The trend appears to poke fun at influencer trends like the “clean girl” aesthetic, which focuses on minimalism and self-imposed classiness. The #cleangirl hashtag has even been used in more than 467,000 videos across the platform. Now, “demure” has become so popular that Lebron claimed she was “demured” in public, noting that fans have come up to her and recognize her in person.

What once was a cheeky video has evolved into a full-blown trend, with multiple content creators adding their own spin on how to act demure.

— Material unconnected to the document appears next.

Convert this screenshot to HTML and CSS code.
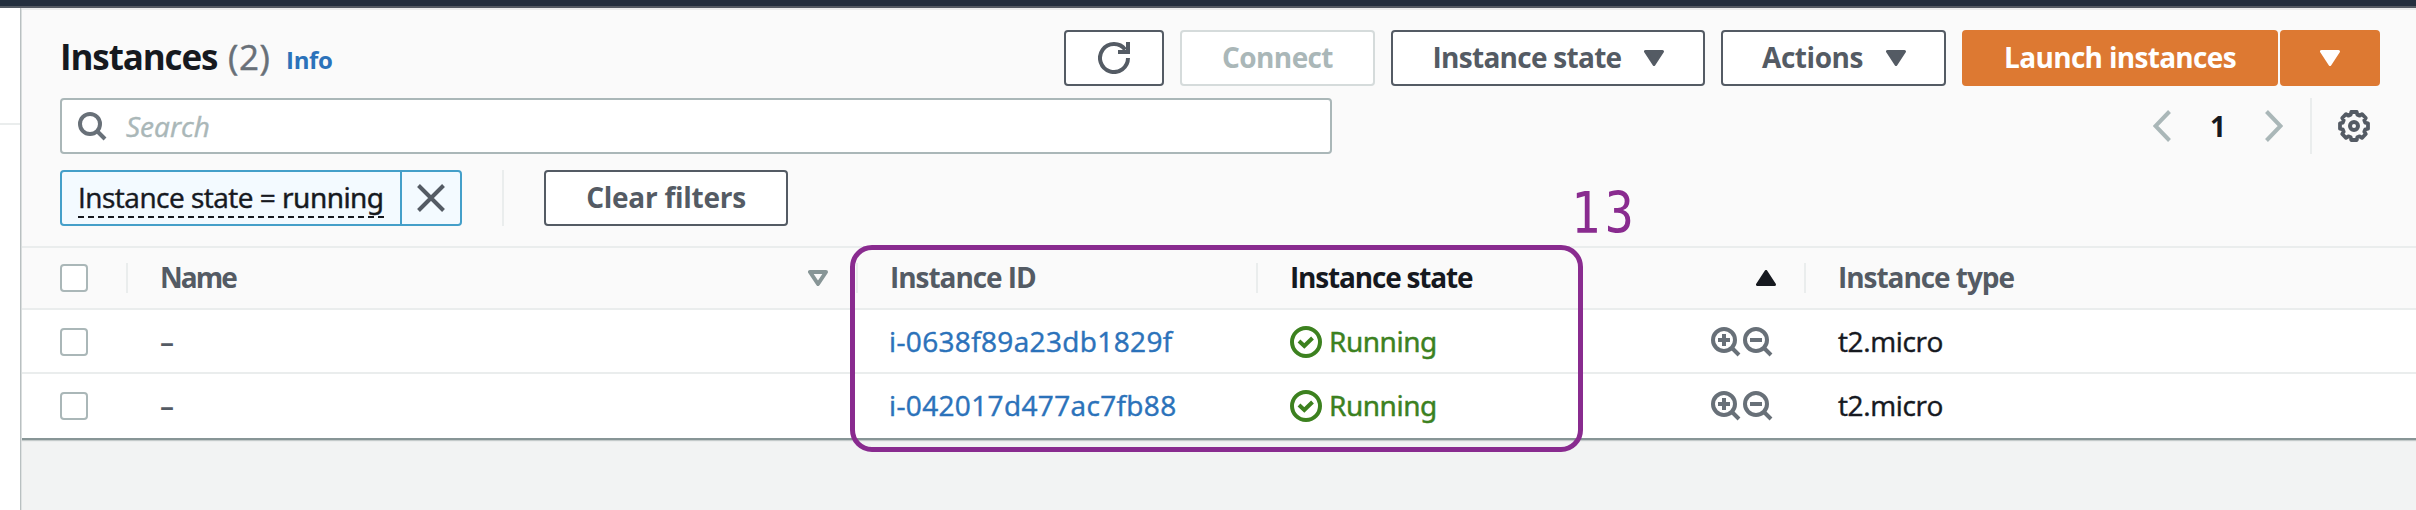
FILE: index.html
```html
<!DOCTYPE html>
<html lang="en">
<head>
<meta charset="utf-8">
<title>Instances</title>
<link rel="stylesheet" href="styles.css">
</head>
<body>
<svg class="defs" width="0" height="0" aria-hidden="true">
  <symbol id="caret" viewBox="0 0 20 16"><path d="M1.5 1.5h17L10 14.5z" fill="currentColor" stroke="currentColor" stroke-width="3" stroke-linejoin="round"/></symbol>
  <symbol id="caret-up" viewBox="0 0 20 16"><path d="M1.5 14.5h17L10 1.5z" fill="currentColor" stroke="currentColor" stroke-width="3" stroke-linejoin="round"/></symbol>
  <symbol id="caret-open" viewBox="0 0 20 16"><path d="M2 2h16L10 14z" fill="none" stroke="currentColor" stroke-width="4" stroke-linejoin="round"/></symbol>
  <symbol id="check" viewBox="0 0 32 32"><circle cx="16" cy="16" r="14" fill="none" stroke="currentColor" stroke-width="4"/><path d="M9 15l5.3 5 8.2-8" fill="none" stroke="currentColor" stroke-width="4"/></symbol>
  <symbol id="zoom-in" viewBox="0 0 32 32"><circle cx="13" cy="13" r="11" fill="none" stroke="currentColor" stroke-width="4"/><path d="M20.500 20.500l7.500 7.500M7 13h12M13 7v12" fill="none" stroke="currentColor" stroke-width="4"/></symbol>
  <symbol id="zoom-out" viewBox="0 0 32 32"><circle cx="13" cy="13" r="11" fill="none" stroke="currentColor" stroke-width="4"/><path d="M20.500 20.500l7.500 7.500M7 13h12" fill="none" stroke="currentColor" stroke-width="4"/></symbol>
</svg>
<div class="topbar"></div>
<div class="shell">
  <nav class="side"></nav>
  <main class="main">
    <section class="panel">
      <div class="titlebar">
        <h1 class="title">Instances</h1><span class="count">(2)</span><a class="info">Info</a>
        <div class="actions">
          <button class="btn refresh"><svg width="32" height="32" viewBox="0 0 32 32"><path d="M30 16A14 14 0 1 1 27.200 7.600" fill="none" stroke="currentColor" stroke-width="4"/><path d="M28 0h4v12H20V8h5.500L28 8z" fill="currentColor"/></svg></button>
          <button class="btn connect"><span>Connect</span></button>
          <button class="btn state"><span>Instance state</span><svg class="caret"><use href="#caret"/></svg></button>
          <button class="btn act"><span>Actions</span><svg class="caret"><use href="#caret"/></svg></button>
          <div class="split">
            <button class="btn launch"><span>Launch instances</span></button>
            <button class="btn launch-more"><svg class="caret"><use href="#caret"/></svg></button>
          </div>
        </div>
      </div>
      <div class="searchbar">
        <div class="search"><svg width="32" height="32" viewBox="0 0 32 32"><circle cx="14" cy="14" r="10" fill="none" stroke="currentColor" stroke-width="4"/><path d="M20.500 20.500l8.500 8.500" stroke="currentColor" stroke-width="4"/></svg><span>Search</span></div>
        <div class="pager">
          <svg width="18" height="32" viewBox="0 0 18 32"><path d="M16.500 1.500L2.500 16l14 14.500" fill="none" stroke="currentColor" stroke-width="4"/></svg>
          <b class="page">1</b>
          <svg width="18" height="32" viewBox="0 0 18 32"><path d="M1.500 1.500l14 14.500-14 14.500" fill="none" stroke="currentColor" stroke-width="4"/></svg>
          <div class="settings"><svg width="32" height="32" viewBox="0 0 32 32"><g fill="none" stroke="currentColor"><circle cx="16" cy="16" r="4" stroke-width="4"/><path stroke-width="3.800" stroke-linejoin="round" d="M12.700 4.700L13.300 2H18.700L19.300 4.700L21.700 5.700L24 4.200L27.800 8L26.300 10.300L27.300 12.700L30 13.300V18.700L27.300 19.300L26.300 21.700L27.800 24L24 27.800L21.700 26.300L19.300 27.300L18.700 30H13.300L12.700 27.300L10.300 26.300L8 27.800L4.200 24L5.700 21.700L4.700 19.300L2 18.700V13.300L4.700 12.700L5.700 10.300L4.200 8L8 4.200L10.300 5.700z"/></g></svg></div>
        </div>
      </div>
      <div class="filters">
        <div class="token"><div class="token-label"><span class="token-text">Instance state = <i>running</i></span></div><div class="token-x"><svg width="28" height="28" viewBox="0 0 28 28"><path d="M1.500 1.500l25 25M26.500 1.500l-25 25" stroke="currentColor" stroke-width="4"/></svg></div></div>
        <div class="rule"></div>
        <button class="btn clear"><span>Clear filters</span></button>
      </div>
      <div class="table">
        <div class="row head">
          <div class="cell"><span class="box"></span></div>
          <div class="cell"><span class="h-name">Name</span><svg class="caret sort"><use href="#caret-open"/></svg></div>
          <div class="cell"><span class="h-id">Instance ID</span></div>
          <div class="cell sorted"><span class="h-state">Instance state</span><svg class="caret sort"><use href="#caret-up"/></svg></div>
          <div class="cell"><span class="h-type">Instance type</span></div>
        </div>
        <div class="row item">
          <div class="cell"><span class="box"></span></div>
          <div class="cell none">–</div>
          <div class="cell id">i-0638f89a23db1829f</div>
          <div class="cell status"><svg class="ic"><use href="#check"/></svg><span>Running</span><div class="zooms"><svg class="ic"><use href="#zoom-in"/></svg><svg class="ic"><use href="#zoom-out"/></svg></div></div>
          <div class="cell type">t2.micro</div>
        </div>
        <div class="row item">
          <div class="cell"><span class="box"></span></div>
          <div class="cell none">–</div>
          <div class="cell id">i-042017d477ac7fb88</div>
          <div class="cell status"><svg class="ic"><use href="#check"/></svg><span>Running</span><div class="zooms"><svg class="ic"><use href="#zoom-in"/></svg><svg class="ic"><use href="#zoom-out"/></svg></div></div>
          <div class="cell type">t2.micro</div>
        </div>
      </div>
    </section>
  </main>
</div>
<div class="callout"></div>
<div class="callout-num">13</div>
</body>
</html>
```
FILE: styles.css
```css
* { box-sizing: border-box; }
body { margin: 0; height: 510px; overflow: hidden; background: #fff; color: #16191f; font: 400 28px/40px "Open Sans", "Noto Sans", sans-serif; white-space: nowrap; }
svg { display: block; flex: none; }
.defs { position: absolute; }
.topbar { height: 8px; background: #232f3e; border-bottom: 2px solid #545b64; }
.shell { display: flex; height: 502px; }
.side { width: 20px; background: linear-gradient(#eaeded, #eaeded) 0 115px / 20px 2px no-repeat #fff; }
.main { flex: 1; background: #f2f3f3; border-left: 1px solid #b9c0c1; box-shadow: inset 1px 0 #dfe2e2; padding-left: 1px; }
.panel { background: #fafafa; border-top: 2px solid #eaeded; border-bottom: 2px solid #879596; box-shadow: 0 1px 1px #c4caca; height: 432px; }

.titlebar { display: flex; height: 88px; padding: 20px 36px 0 38px; line-height: 56px; }
.title { margin: 0; width: 168px; font-size: 35px; line-height: 54px; font-weight: 700; letter-spacing: -1.12px; }
.count { font-size: 35px; line-height: 54px; color: #687078; width: 57px; letter-spacing: 0.6px; }
.info { font-size: 24px; line-height: 60px; font-weight: 700; color: #2b72ba; letter-spacing: -0.3px; padding-left: 1px; }
.actions { display: flex; gap: 16px; margin-left: auto; }
.btn { display: flex; align-items: center; justify-content: center; height: 56px; margin: 0; padding: 0; background: #fff; border: 2px solid #545b64; border-radius: 4px; color: #545b64; font: 700 28px/40px "Open Sans", sans-serif; letter-spacing: -0.6px; }
.btn span { position: relative; top: -1px; }
.caret { width: 20px; height: 16px; }
.refresh { width: 100px; }
.connect { width: 195px; border-color: #d5dbdb; color: #aab7b8; }
.state { width: 314px; gap: 23px; padding-left: 1px; letter-spacing: -0.72px; }
.act { width: 225px; gap: 23px; padding-left: 1px; letter-spacing: -0.44px; }
.split { display: flex; gap: 2px; }
.launch, .launch-more { background: #dd7932; border-color: #dd7932; color: #fff; }
.launch { width: 316px; letter-spacing: -0.69px; }
.launch-more { width: 100px; }

.searchbar { display: flex; justify-content: space-between; height: 72px; padding: 0 30px 16px 38px; }
.search { display: flex; align-items: center; gap: 18px; width: 1272px; height: 56px; padding-left: 14px; background: #fff; border: 2px solid #aab7b8; border-radius: 4px; color: #687078; }
.search span { color: #aab7b8; font-style: italic; }
.pager { display: flex; align-items: center; color: #aab7b8; }
.page { width: 94px; text-align: center; color: #16191f; }
.settings { display: flex; align-items: center; justify-content: flex-end; width: 76px; height: 56px; margin-left: 27px; padding-right: 16px; border-left: 2px solid #eaeded; color: #545b64; }

.filters { display: flex; height: 76px; padding-left: 38px; }
.token { display: flex; width: 402px; height: 56px; background: #f3faff; border: 2px solid #449fc9; border-radius: 4px; }
.token-label { width: 340px; border-right: 2px solid #449fc9; padding: 4px 0 0 16px; }
.token-text { display: block; width: 306px; height: 42px; letter-spacing: -0.5px; line-height: 43px; background: repeating-linear-gradient(90deg, #16191f 0 6px, transparent 6px 10px) 0 40px / 306px 2px no-repeat; }
.token-text i { font: 400 28px "Noto Sans", sans-serif; letter-spacing: -0.55px; }
.count, .search span, .token-text, .id, .type, .status span { -webkit-text-stroke: 0.45px currentColor; }
.token-x { display: flex; align-items: center; justify-content: center; flex: 1; color: #545b64; }
.rule { width: 2px; height: 56px; margin: 0 40px; background: #eaeded; }
.clear { width: 244px; letter-spacing: -0.26px; }

.table { background: #fff; }
.row { display: grid; grid-template-columns: 104px 730px 400px 548px 1fr; height: 64px; border-bottom: 2px solid #eaeded; }
.row:last-child { border-bottom: 0; padding-bottom: 2px; }
.cell { display: flex; align-items: center; padding-left: 34px; }
.cell:first-child { padding-left: 38px; }
.head { background: #fafafa; border-top: 2px solid #eaeded; color: #545b64; font-weight: 700; }
.head .cell + .cell { background: linear-gradient(#eaeded, #eaeded) 0 15px / 2px 30px no-repeat; }
.head .cell span:not(.box) { position: relative; top: -1px; }
.head .sorted { color: #16191f; }
.sort { margin: 0 28px 0 auto; color: #879596; }
.sorted .sort { color: #16191f; }
.h-name { letter-spacing: -2px; }
.h-id, .h-type { letter-spacing: -1.05px; }
.h-state { letter-spacing: -1.19px; }
.box { width: 28px; height: 28px; background: #fff; border: 2px solid #aab7b8; border-radius: 4px; }
.item .box, .status > .ic { margin-top: 2px; }
.none { color: #545b64; font-weight: 600; }
.id { padding-left: 33px; color: #2b72ba; letter-spacing: 0.35px; }
.status { color: #3c811f; }
.status span { margin-left: 7px; font-family: "Noto Sans", sans-serif; letter-spacing: -0.48px; }
.ic { width: 32px; height: 32px; }
.zooms { display: flex; margin: 4px 29px 0 auto; color: #687078; }
.type { letter-spacing: -0.38px; }

.callout { position: absolute; left: 850px; top: 245px; width: 733px; height: 207px; border: 5px solid #892b8f; border-radius: 22px; }
.callout-num { position: absolute; left: 1571px; top: 179px; color: #892b8f; font: 57px/68px "DejaVu Sans Mono", monospace; letter-spacing: 5.5px; transform: scaleX(0.85); transform-origin: left; }
```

In one video, one person showed why pouring wine into a glass is “very demure, very mindful.” Another internet user took the familiar “bed rotting” trend and combined it with our current one, writing on TikTok: “Bed rotting, but make it demure.”

One content creator’s TikTok video received millions of views after she showed her followers “how to be demure and take your antidepressants,” jokingly adding that she’s being “mindful” about why her doctor prescribed them.

Someone else posted a video of an Olympic athlete not going through with a high jump, writing: “About to jump to conclusions and then I remember to be classy and demure.”

Unsurprisingly, it seems that “demure” has now become a buzzword on TikTok and X (formerly Twitter), with some internet users dubbing the “demure” trend as the next “brat.”

“I can always tell when there’s a new TikTok buzzword because I saw 73 tweets with the word ‘demure’ in it today,” one person wrote on X, while another joked: “Brat summer, demure fall.”

However, to embody “brat summer” is to embody a very different lifestyle. The “demure” trend is the antithesis to the “brat” mindset, with the latter favoring being brash and bold.

In an interview with BBC’s Nick Grimshaw, Charli XCX – who’s album Brat inspired the trend – described exactly how to embody the “brat” lifestyle. “It can go that way, like, quite luxury, but it can also be so, like, trashy. Just, like, a pack of cigs, and, like, a Bic lighter, and, like, a strappy white top. With no bra. That’s, like, kind of all you need,” the British pop star said.

“Brat summer” is a movement bucking social convention and constructs, rejecting the strait-laced “clean girl” aesthetic in favor of the unapologetically messy party girl – the complete opposite of the “demure” trend, which embraces rules and social norms.